Any other information, rumors or false leads that the Gamesmaster wants to broadcast should also be done now.

6.10 Resolve the conflict phase

As your meeting draws to a close you should gather in results of conflicts and occupations. If planets have changed hands or have been captured for the first time the location cards, pages or database entries are amended accordingly. They are added to or deleted from the player’s fleet card (the database will create an up-to-date player record for you automatically based on the details in the location table). This shouldn’t be too difficult to manage because the players will come to you together at the end of the game.

While you have their attention they should make purchases of scanners, defenses and so on so that you can mark them on their fleet and location cards.

As they do, amend the cards and make a note in your campaign diary of the campaign points of each player (amended for purchases and so on). You will then be able to draw up a new leader board to show the status of the campaign. We recommend that you post the player name, number of planets owned and total campaign points. Everything else should remain a secret unless the players decide to share information between themselves.
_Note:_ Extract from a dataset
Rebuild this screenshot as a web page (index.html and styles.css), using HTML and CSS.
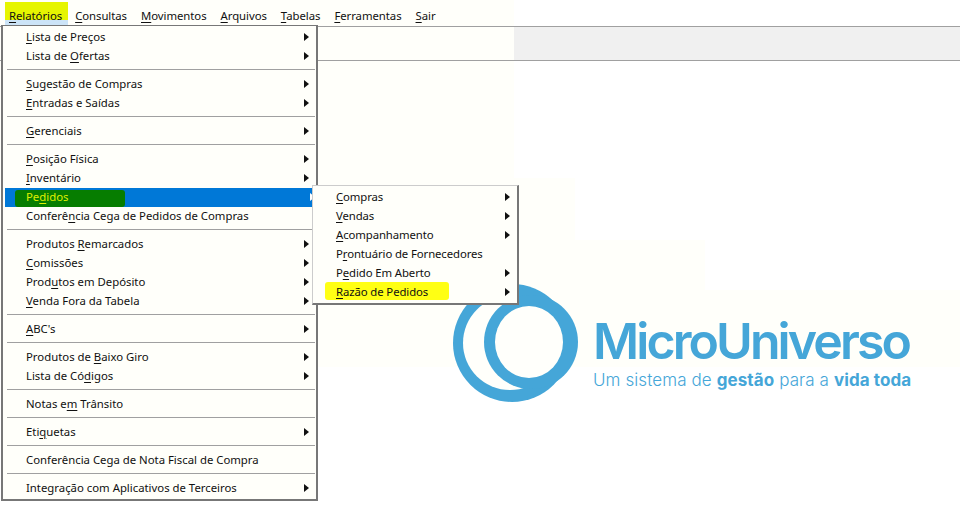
FILE: index.html
```html
<!DOCTYPE html>
<html lang="pt">
<head>
<meta charset="utf-8">
<title>MicroUniverso</title>
<link rel="stylesheet" href="styles.css">
</head>
<body>
<div class="tint tint-a"></div>
<div class="tint tint-b"></div>
<div class="tint tint-c"></div>
<div class="tint tint-d"></div>
<nav class="menubar">
  <span class="top active"><u>R</u>elatórios</span>
  <span class="top"><u>C</u>onsultas</span>
  <span class="top"><u>M</u>ovimentos</span>
  <span class="top"><u>A</u>rquivos</span>
  <span class="top"><u>T</u>abelas</span>
  <span class="top"><u>F</u>erramentas</span>
  <span class="top"><u>S</u>air</span>
</nav>
<div class="toolbar"><div class="toolbar-fill"></div></div>
<main class="workspace">
  <div class="logo">
    <svg class="logo-mark" viewBox="0 0 126 120" width="126" height="120" aria-hidden="true">
      <circle cx="59" cy="60" r="59" fill="#45a6d8"/>
      <circle cx="57" cy="60" r="47" fill="#fffffb"/>
      <circle cx="78" cy="59" r="47" fill="#45a6d8"/>
      <ellipse cx="76" cy="59" rx="34" ry="36" fill="#fffffb"/>
    </svg>
    <div class="logo-text">
      <div class="logo-name">MicroUniverso</div>
      <div class="logo-tag">Um sistema de <b>gestão</b> para a <b>vida toda</b></div>
    </div>
  </div>
</main>

<div class="menu main-menu">
  <div class="item sub"><span><u>L</u>ista de Preços</span></div>
  <div class="item sub"><span>Lista de <u>O</u>fertas</span></div>
  <div class="sep"></div>
  <div class="item sub"><span><u>S</u>ugestão de Compras</span></div>
  <div class="item sub"><span><u>E</u>ntradas e Saídas</span></div>
  <div class="sep"></div>
  <div class="item sub"><span><u>G</u>erenciais</span></div>
  <div class="sep"></div>
  <div class="item sub"><span><u>P</u>osição Física</span></div>
  <div class="item sub"><span><u>I</u>nventário</span></div>
  <div class="item sub selected"><i class="green-mark"></i><span>Pe<u>d</u>idos</span></div>
  <div class="item"><span>Conferê<u>n</u>cia Cega de Pedidos de Compras</span></div>
  <div class="sep"></div>
  <div class="item sub"><span>Produtos <u>R</u>emarcados</span></div>
  <div class="item sub"><span><u>C</u>omissões</span></div>
  <div class="item sub"><span>Prod<u>u</u>tos em Depósito</span></div>
  <div class="item sub"><span><u>V</u>enda Fora da Tabela</span></div>
  <div class="sep"></div>
  <div class="item sub"><span><u>A</u>BC's</span></div>
  <div class="sep"></div>
  <div class="item sub"><span>Produtos de <u>B</u>aixo Giro</span></div>
  <div class="item sub"><span>Lista de Có<u>d</u>igos</span></div>
  <div class="sep"></div>
  <div class="item"><span>Notas e<u>m</u> Trânsito</span></div>
  <div class="sep"></div>
  <div class="item sub"><span>Eti<u>q</u>uetas</span></div>
  <div class="sep"></div>
  <div class="item"><span>Conferência Cega de Nota Fiscal de Compra</span></div>
  <div class="sep"></div>
  <div class="item sub"><span>Integração com Aplicativos de Terceiros</span></div>
</div>

<div class="menu sub-menu">
  <div class="item sub"><span><u>C</u>ompras</span></div>
  <div class="item sub"><span><u>V</u>endas</span></div>
  <div class="item sub"><span><u>A</u>companhamento</span></div>
  <div class="item"><span>P<u>r</u>ontuário de Fornecedores</span></div>
  <div class="item sub"><span>P<u>e</u>dido Em Aberto</span></div>
  <div class="item sub"><i class="yellow-mark"></i><span><u>R</u>azão de Pedidos</span></div>
</div>
</body>
</html>
```
FILE: styles.css
```css
* { box-sizing: border-box; }
html, body { margin: 0; height: 100%; }
body {
  width: 960px;
  height: 511px;
  overflow: hidden;
  position: relative;
  background: #fff;
  color: #111;
  font: 11.35px/19px "Noto Sans", "DejaVu Sans", sans-serif;
  display: flex;
  flex-direction: column;
}
u { text-decoration-thickness: 1px; text-underline-offset: 2px; }

.tint { position: absolute; left: 0; background: #fffffa; }
.tint-a { top: 0; width: 514px; height: 178px; }
.tint-b { top: 178px; width: 575px; height: 62px; }
.tint-c { top: 240px; width: 705px; height: 50px; }
.tint-d { top: 290px; width: 960px; height: 77px; }

.menubar {
  position: relative;
  display: flex;
  height: 27px;
  padding: 4px 0 0 5px;
  border-bottom: 1px solid #a0a0a0;
  letter-spacing: -0.05px;
}
.top {
  height: 21px;
  padding: 2px 7px 0;
  white-space: nowrap;
}
.top.active {
  padding: 2px 6px 0 4px;
  background: linear-gradient(#e6f500 0 78%, #cce4f7 78%);
  box-shadow: 0 -2px 0 #e6f500;
}

.toolbar {
  position: relative;
  height: 34px;
  border-bottom: 1px solid #a0a0a0;
  display: flex;
  justify-content: flex-end;
}
.toolbar-fill { width: 446px; background: #f0f0f0; }

.workspace { position: relative; flex: 1; padding: 222px 0 0 453px; }
.logo { display: flex; gap: 15px; }
.logo-mark { display: block; flex: none; }
.logo-text { color: #45a6d8; padding-top: 33px; }
.logo-name { font: 600 50px/50px "Inter", sans-serif; letter-spacing: -2.9px; white-space: nowrap; margin-left: -1px; }
.logo-tag { font: 300 17px/22px "Inter", sans-serif; letter-spacing: 0.1px; margin: 3px 0 0 -1px; white-space: nowrap; }
.logo-tag b { font-weight: 700; }

.menu {
  position: absolute;
  background: #fffffa;
}
.main-menu {
  left: 1px; top: 25px; width: 317px; height: 476px;
  border-style: solid;
  border-width: 1px 2px 2px 2px;
  border-color: #777;
  padding: 2px 0 0 2px;
}
.sub-menu {
  left: 312px; top: 185px; width: 207px; height: 120px;
  border-style: solid;
  border-color: #ccc #777 #777 #ccc;
  border-width: 1px 2px 2px 1px;
  padding: 2px 0 0 1px;
}
.item {
  position: relative;
  height: 19px;
  padding-left: 21px;
  white-space: nowrap;
}
.item span { position: relative; top: -1px; }
.sub-menu .item { padding-left: 22px; letter-spacing: -0.1px; }
.sub::after {
  content: "";
  position: absolute;
  right: 7px;
  top: 5px;
  border-left: 5px solid #111;
  border-top: 4px solid transparent;
  border-bottom: 4px solid transparent;
}
.selected { background: #0078d7; color: #dff000; margin-right: -6px; }
.selected::after { border-left-color: #fff; right: 7px; }
.green-mark { position: absolute; left: 10px; top: 2px; width: 110px; height: 17px; background: #067d00; border-radius: 3px; }
.yellow-mark { position: absolute; left: 11px; top: -1px; width: 124px; height: 18px; background: #ffff14; border-radius: 3px; }
.sep { height: 9px; padding-top: 3px; margin: 0 1px 0 2px; }
.sep::before { content: ""; display: block; height: 1px; background: #a0a0a0; }
```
Post the new leader board in the gaming room for everyone to see. We recommend you wait until the campaign has been underway for a few turns before posting a leaderboard.

6.11 The movement phase

The campaign turn ends with the movement phase. This may seem a little odd at first, but the purpose is to allow the Gamesmaster to have things sorted out ready for the next meeting.

In the movement phase the players mark their desired destination on their fleet cards and hand them in to the Gamesmaster. Probes are also launched during this phase and the probe program cards handed in to the Gamesmaster (probes are discussed in the advanced rules).

The Gamesmaster then moves the fleets and probes and the game cycle starts again.

The Gamesmaster briefs the players on the consequences of their movement as discussed in section 6.3 so that they can arrange any games of 40K ready for the next meeting.